Science and Technology and the Economy
Canterbury Manufacturers’ Association.
6 July 2006
The Canterbury Manufacturers’ Association agrees with the Ministry of Research Science and Technology’s statement that hi-tech success is a challenge - “like hitting a series of sixes off top class bowlers”. However, given that economic growth in primary and tourism sectors have natural limits, what option does New Zealand have but to get into the hi-tech game?
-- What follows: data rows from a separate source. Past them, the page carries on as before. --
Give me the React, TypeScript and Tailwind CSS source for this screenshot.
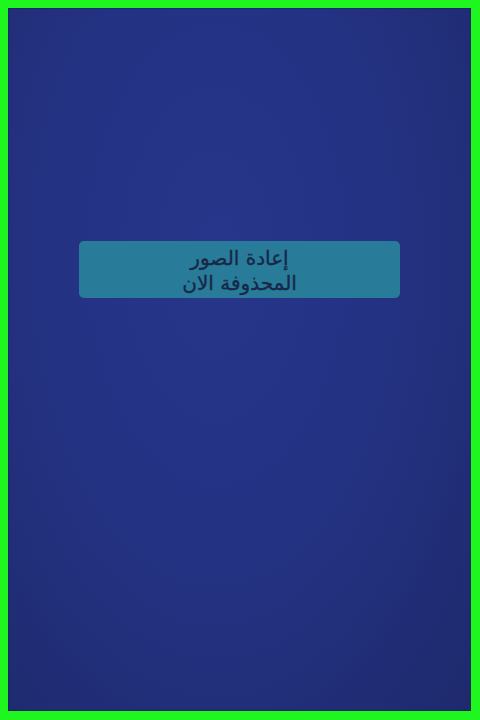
import React from "react";

export default function App() {
  return (
    <div className="w-[480px] h-[720px] bg-[#1ff51f] pt-[8px] pl-[8px] pr-[9px] pb-[9px]">
      <div className="w-full h-full bg-[radial-gradient(ellipse_at_45%_35%,#27368a_0%,#243284_45%,#1e2a6c_100%)] shadow-[inset_0_0_2px_#0c1545] flex flex-col items-center pt-[233px]">
        <div
          dir="rtl"
          className="w-[321px] h-[57px] rounded-[5px] bg-[#297c99] flex flex-col items-center justify-center pt-[3px] text-[#172848] text-[20px] leading-[25px] [-webkit-text-stroke:0.35px_#172848]"
          style={{ fontFamily: '"DejaVu Sans", "Noto Sans", sans-serif' }}
        >
          <span>إعادة الصور</span>
          <span>المحذوفة الان</span>
        </div>
      </div>
    </div>
  );
}
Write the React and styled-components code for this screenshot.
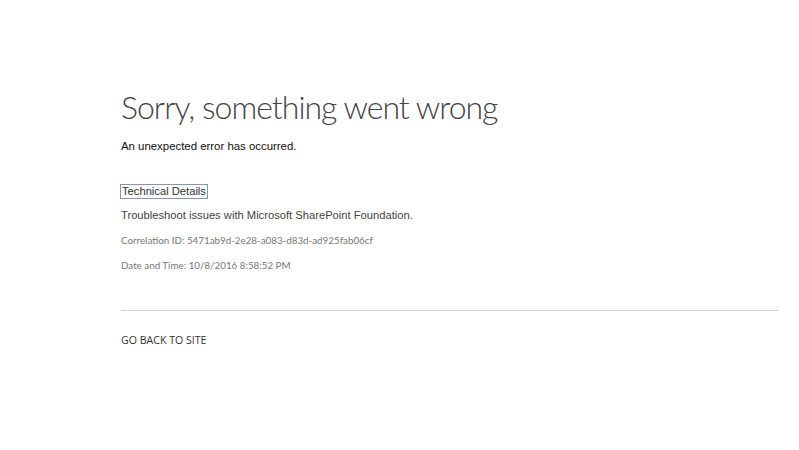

The Association says that the primary sector is an important element to New Zealand’s economy as it generates export earnings and provides the opportunity and comparative advantage for post farm gate food processing. Such processing opens opportunities for branding, support services and provides value-add to on-farm activity. However, the CMA says that this sector has inherent disadvantages similar to those in the tourism industry. Success holds its own limits in that too many tourists looking for a wilderness experience spoil the very experience sought and we might have many cows to sustain the clean and green perception that is very useful in food sales channels. CEO John Walley says that if such advantages are over exploited they have a tendency to consume their own brand image and there are natural limits to the growth in these areas that should be tested with care.
Mr. Walley says that such limits to growth are not that constrained in the Hi-Tech industries where the value density of some in the elaborately transformed manufacturing (ETM) sector is huge. A bulletin released by the OECD last month stated, yet again, that innovation, research and development and the protection of intellectual property are the key drivers of long-term economic growth. Countries such as Singapore and Taiwan provide examples to New Zealand of how elaborately transformed manufacturing, driving off R&D, applying knowledge, developing niche high value products and markets provide a sound basis for export growth.
Mr. Walley say that the wine industry has grown strongly in recent years, yet it has only reached the point of selling half the value of three of our larger ETM companies, because manufacturing is less visible it does not make it less important. Primary, primary processing and food manufacturing are important to exports, but it is hard to see a first world future for New Zealand without a supported and growing ETM component in the economy.
The fact is that almost the entire spending of the CRIs is targeted at the primary sector but it is encouraging that Government is thinking about economic transformation as firms involved in this process have been left without support for too long. Mr. Walley says that at their early stages of development, ETMs firms are often undercapitalised, personally guaranteed and exposed to all the slings and arrows the world throws at them – interest rates, policy settings, exchange rates and competition with low cost countries. “Success is not guaranteed but when it happens it brings vast benefits to the economy. Just look at Tait, Rakon, Endace, Navman, Aucom, Skellerup, Skope and in the new, new economy, Trademe”.